The second recognition is that I have too much stuff. I am an odd duck in that I expect myself to move lightly through this world. It’s not that I have a house full of furniture, I don’t, but I have more books, more files, more paintings, more…stuff, than I want. So, moving has provided the opportunity to lighten up. It has been interesting to see what things I invest in, what carries meaning for me, and what does not. My friend John made me a small box a few years ago and I treasure it. Sam gave me a signed a copy of his book of poetry – I would grab it first if the house was burning down. Tamara made me a glass sun to help me through the winter and I will hold it close until I die, not to mention a growing catalogue of songs that she’s written and recorded that warms me inside. Teru made a quilt for me that is beautiful beyond belief; it evokes gratitude every time I look at it or sleep beneath it. I have DeMarcus Brown’s notes about theatrical design written in a notebook that he made himself almost a century ago. His daughter gave it to me after Marc passed away, saying, “This belongs to you.” I cherish it. My niece Tori sewed for me a purple bear that I have named Mulberry and there is nothing more valuable to me on this earth.

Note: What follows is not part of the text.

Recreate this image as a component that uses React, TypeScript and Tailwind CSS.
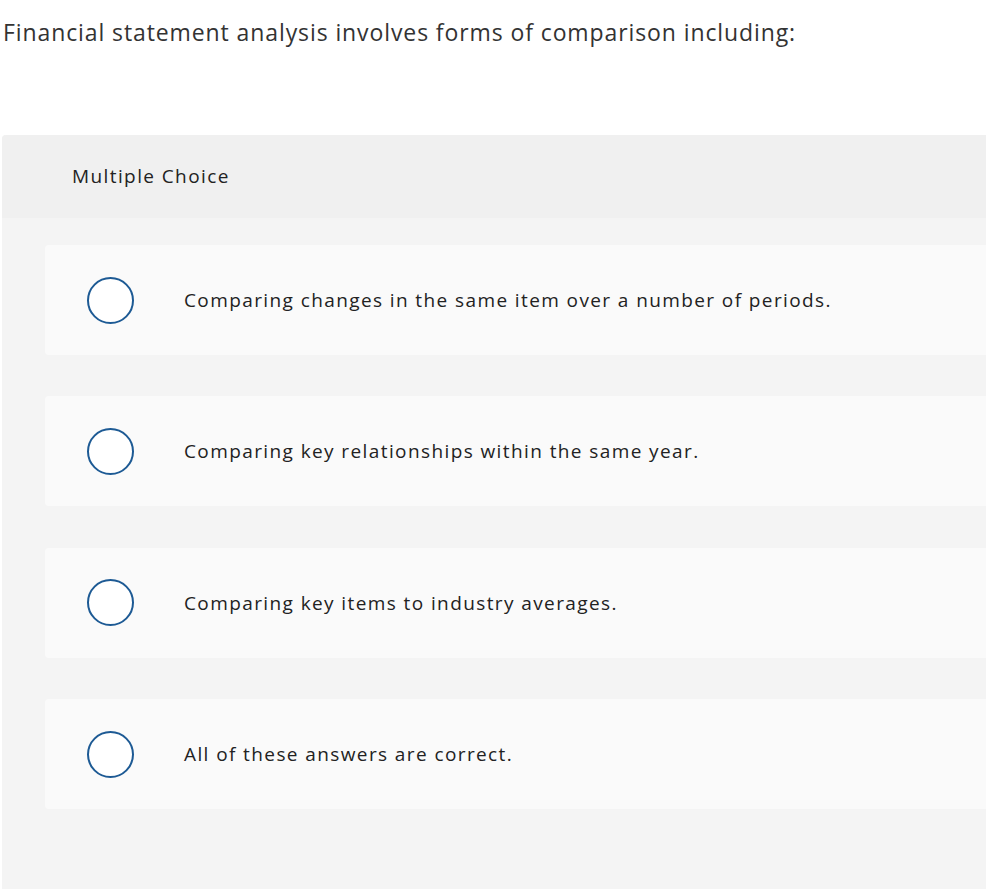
import React from "react";

const options = [
  "Comparing changes in the same item over a number of periods.",
  "Comparing key relationships within the same year.",
  "Comparing key items to industry averages.",
  "All of these answers are correct.",
];

export default function App() {
  return (
    <div className="w-[986px] h-[890px] bg-white overflow-hidden" style={{ fontFamily: "'Open Sans', sans-serif" }}>
      <div className="pl-[3px] pt-[17px] h-[135px] text-[23px] leading-[30px] text-[#333333] tracking-[0.9px]">
        Financial statement analysis involves forms of comparison including:
      </div>
      <div className="ml-[2px] w-[1000px] h-[754px] bg-[#f4f4f4] rounded-tl-[4px] overflow-hidden">
        <div className="h-[83px] bg-[#f0f0f0] flex items-center pl-[70px] text-[19px] text-[#222222] tracking-[1.4px]">
          Multiple Choice
        </div>
        <div className="pl-[43px] pt-[27px] flex flex-col gap-[41.4px]">
          {options.map((o) => (
            <div key={o} className="h-[110px] bg-[#fafafa] rounded-[4px] flex items-center pl-[42px]">
              <div className="w-[47px] h-[47px] rounded-full border-2 border-[#1d5a94] bg-white shrink-0" />
              <div className="ml-[50px] text-[19px] text-[#222222] tracking-[1.4px]">{o}</div>
            </div>
          ))}
        </div>
      </div>
    </div>
  );
}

I’ve realized that my treasures are my friendships and the deep love I hold for so many people. I step as a gypsy into this New Year walking into many unknowns and double uncertainties and I’ve just reaffirmed how rich I am in projects, ideas, creative fire and made more wealthy by the vibrant, generous people accompanying me through this life.

Open The Door

648. Join me in inspiring truly powerful people. Each day I will add a new thought, story or idea to support your quest and mine.

When I was a kid I was standing on a barrel so I could reach the pencil sharpener. I sharpened my pencil with such fury that I tipped the barrel over and landed on the pencil: it stabbed my right palm and the lead snapped off. I was in a hurry because I was drawing a picture and I wanted to capture the image before the magic dissipated. That’s how I experienced artistry as a boy: a magic door opened. I saw an image on a blank piece of paper and it was my task to bring it into the visible world before the door closed. Sometimes I knew I had lots of time; sometimes I knew the door was only going to be open for a moment and it was a race to get enough of the image so that I might complete it after the door closed. I had a muse and she lived on the other side of the door. I spent many hours staring at blank sheets of paper willing her to open the channel and send me an image.

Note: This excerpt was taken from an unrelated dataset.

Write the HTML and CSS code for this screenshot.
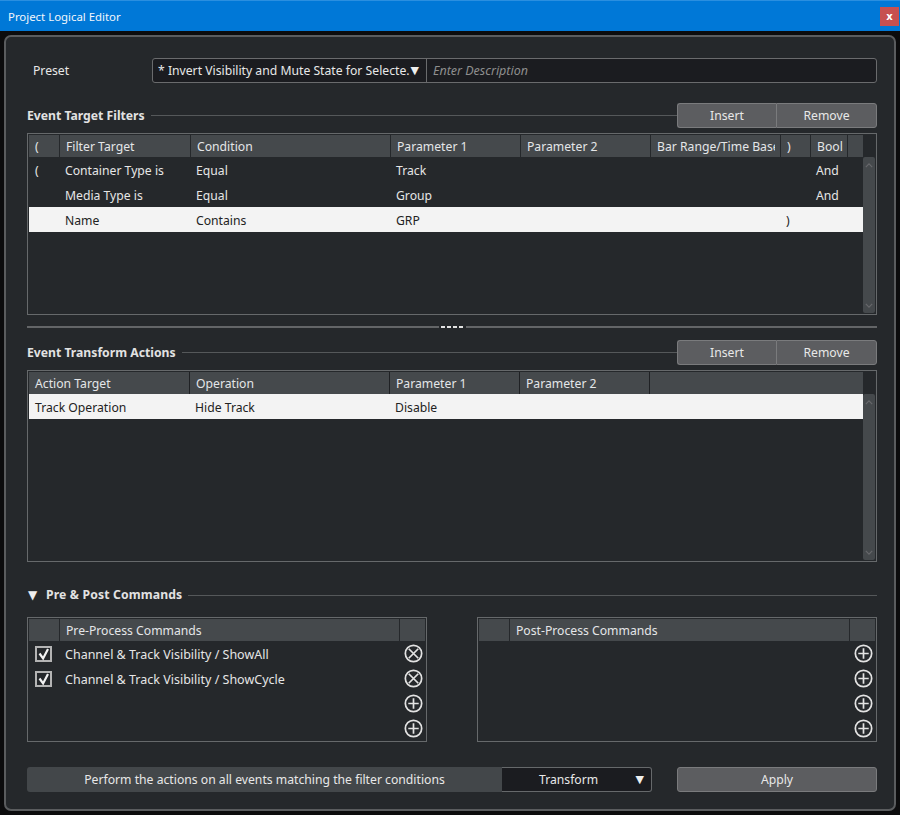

My fall off the barrel was over 40 years ago and I still carry the lead mark in my palm. It has become a reminder of the magic. It took me 30 years after the fall to realize that I had control over the door; the magic was not separate from me. I merely had to turn the knob, I simply needed to open and receive the image. Like two people in love but afraid to reveal their feelings I came to realize that the muse was waiting for me and I was waiting for the muse. She wanted me to turn the knob and say, “I’m here.” I was waiting for her to turn the knob and say, “I’m here.”

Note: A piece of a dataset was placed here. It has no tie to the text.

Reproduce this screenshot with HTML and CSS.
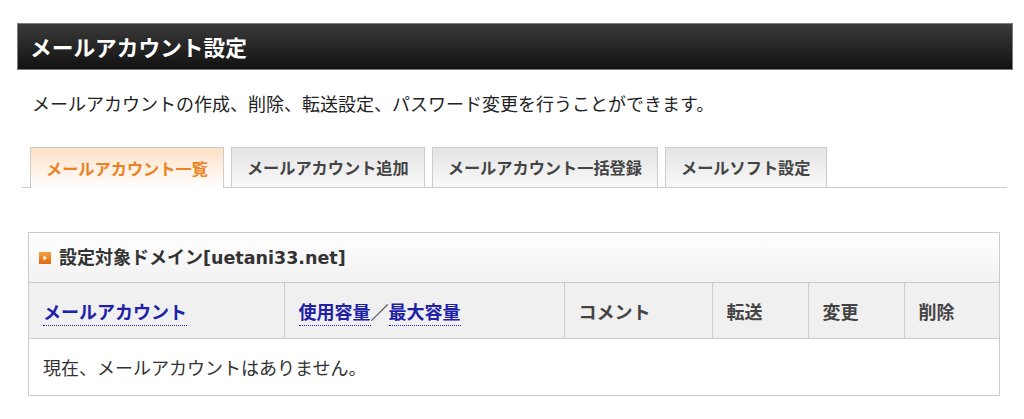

I look at the pencil mark on my palm when I need to remind myself that there is no door; my muse and I are now one. There is no hurry. In fact, what I came to understand was “the door” opened when I became present. As a boy, staring at a blank piece of paper, counting my breaths, I unwittingly developed a nice meditation practice and when I dropped into the moment the door opened. I work with many people and what I’ve learned is that magic is not unique to me – it is available to everyone. We are magic – all of us. If the nozzle is closed it is because we stand in the past arguing for the wound or seeking a future place, somewhere out there where there is magic to be claimed. My work is to say, “Slow down. There is nothing broken so there is nothing to be fixed. Look at what is right in front of you. Stand here and nowhere else: let the world see that you are magic.”